Quest - Free the juvenile Mother of Oblivion, who will later become the Runelord of fertility.

Magnimar revisited - Despite being destroyed like four times now, Magnamar has a great harbor, and the few battle-hardened people that remain are rebuilding. However, Leng will not stand for such a thing, and has decreed that the city will be hollowed out into a worthless husk a year from now.
Quest - Kingmaker-like, build and fortify the city for sieges from within and without.

- LEVEL 20 -
The Shadow Clock -
Misgivings -
Thistletop -
Catacombs of Wrath -
Sandpoint revisited -

Liberty's Edge

I really like where you're going with this, especially for a reunion game a year or two after finishing the campaign with a handful of puzzles/encounters per location.
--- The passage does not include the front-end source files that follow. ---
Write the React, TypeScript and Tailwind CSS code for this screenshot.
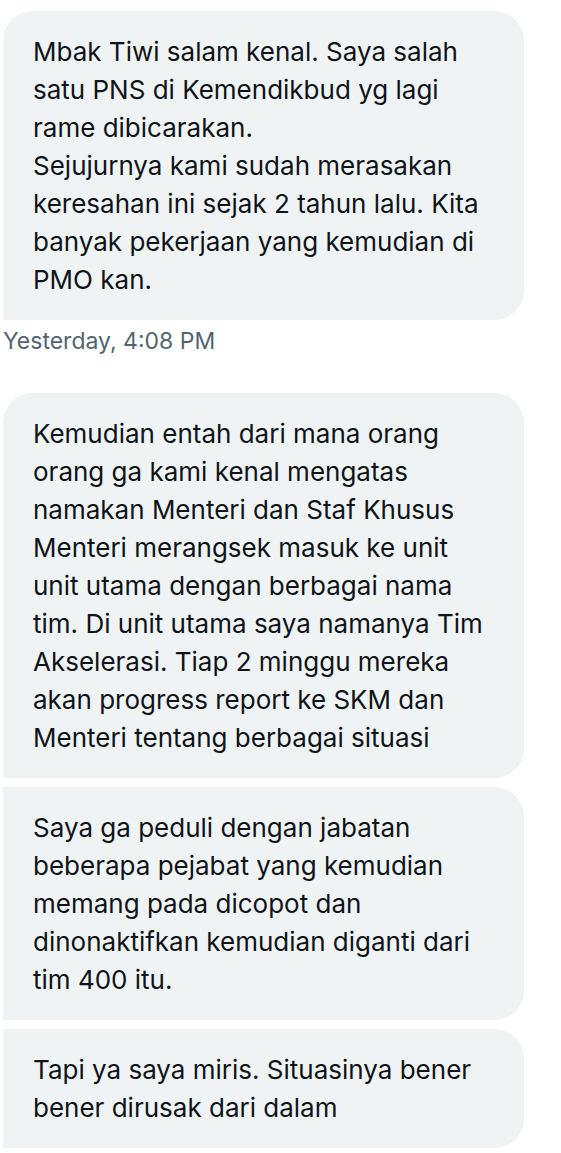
import React from "react"

type Bubble = {
    lines: string[]
    first?: boolean
}

const groups: { bubbles: Bubble[]; time?: string }[] = [
    {
        bubbles: [
            {
                first: true,
                lines: [
                    "Mbak Tiwi salam kenal. Saya salah",
                    "satu PNS di Kemendikbud yg lagi",
                    "rame dibicarakan.",
                    "Sejujurnya kami sudah merasakan",
                    "keresahan ini sejak 2 tahun lalu. Kita",
                    "banyak pekerjaan yang kemudian di",
                    "PMO kan.",
                ],
            },
        ],
        time: "Yesterday, 4:08 PM",
    },
    {
        bubbles: [
            {
                first: true,
                lines: [
                    "Kemudian entah dari mana orang",
                    "orang ga kami kenal mengatas",
                    "namakan Menteri dan Staf Khusus",
                    "Menteri merangsek masuk ke unit",
                    "unit utama dengan berbagai nama",
                    "tim. Di unit utama saya namanya Tim",
                    "Akselerasi. Tiap 2 minggu mereka",
                    "akan progress report ke SKM dan",
                    "Menteri tentang berbagai situasi",
                ],
            },
            {
                lines: [
                    "Saya ga peduli dengan jabatan",
                    "beberapa pejabat yang kemudian",
                    "memang pada dicopot dan",
                    "dinonaktifkan kemudian diganti dari",
                    "tim 400 itu.",
                ],
            },
            {
                lines: [
                    "Tapi ya saya miris. Situasinya bener",
                    "bener dirusak dari dalam",
                ],
            },
        ],
    },
]

const MessageBubble = ({ bubble }: { bubble: Bubble }) => {
    const corners = bubble.first
        ? "rounded-tl-[30px] rounded-tr-[30px] rounded-br-[30px]"
        : "rounded-tr-[30px] rounded-br-[30px]"
    return (
        <div
            className={`w-[521px] bg-[#eff3f4] ${corners} pl-[30px] pr-[20px] pt-[22px] pb-[21px] text-[26px] leading-[38px] text-[#0f1419]`}
        >
            {bubble.lines.map((line, idx) => (
                <div key={idx} className="whitespace-nowrap">
                    {line}
                </div>
            ))}
        </div>
    )
}

export default function App() {
    return (
        <div
            className="w-[561px] min-h-[1153px] bg-white pl-[3px] pt-[11px]"
            style={{ fontFamily: "Inter, 'Noto Sans', sans-serif" }}
        >
            <div className="flex flex-col">
                {groups.map((group, gIdx) => (
                    <div key={gIdx} className="flex flex-col gap-[9px]">
                        {group.bubbles.map((b, bIdx) => (
                            <MessageBubble key={bIdx} bubble={b} />
                        ))}
                        {group.time && (
                            <div className="-mt-[1px] mb-[39px] text-[23px] leading-[26px] text-[#536471]">
                                {group.time}
                            </div>
                        )}
                    </div>
                ))}
            </div>
        </div>
    )
}
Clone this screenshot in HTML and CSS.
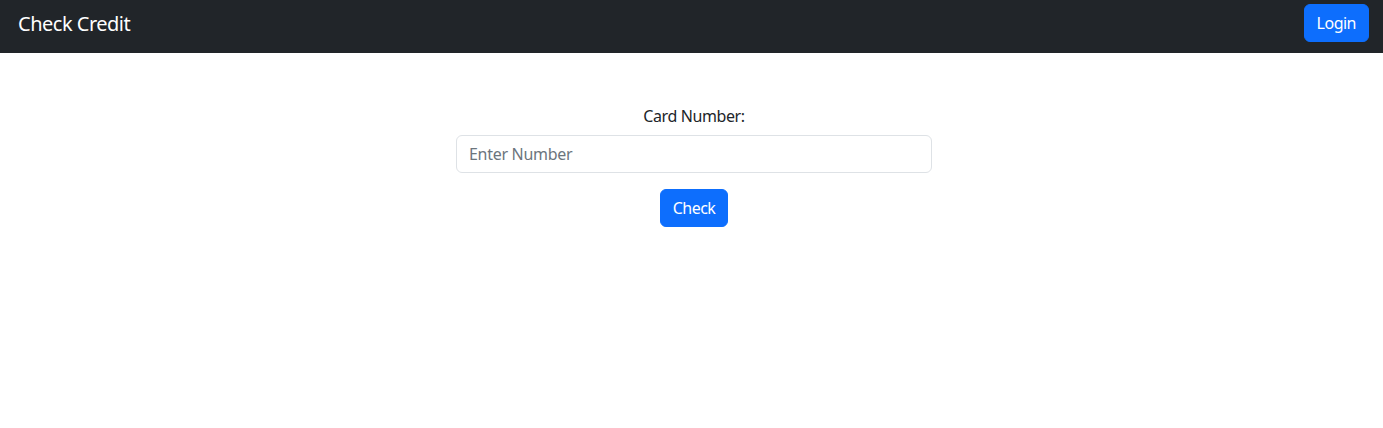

One thing that would add to the Lengishness would be to tweak the dungeons to include some hyperbolic geometry (straight lines that curve without curving), so you can have some of the floors of buildings connect laterally rather than vertically or you can connect the edges of complexes to each other (like the Pac-Man maze). Give them a chance to figure out that the maps are related to what they knew and then screw with their perceptions.

Dark Archive

Greycloak of Bowness wrote:

I really like where you're going with this, especially for a reunion game a year or two after finishing the campaign with a handful of puzzles/encounters per location.

One thing that would add to the Lengishness would be to tweak the dungeons to include some hyperbolic geometry (straight lines that curve without curving), so you can have some of the floors of buildings connect laterally rather than vertically or you can connect the edges of complexes to each other (like the Pac-Man maze). Give them a chance to figure out that the maps are related to what they knew and then screw with their perceptions.

That's a good point. Probably should have that effect in Rannik, and some parts of Jorgenfist.


If you do this and don't have access to the Quake soundtrack, you're doing yourself a disservice.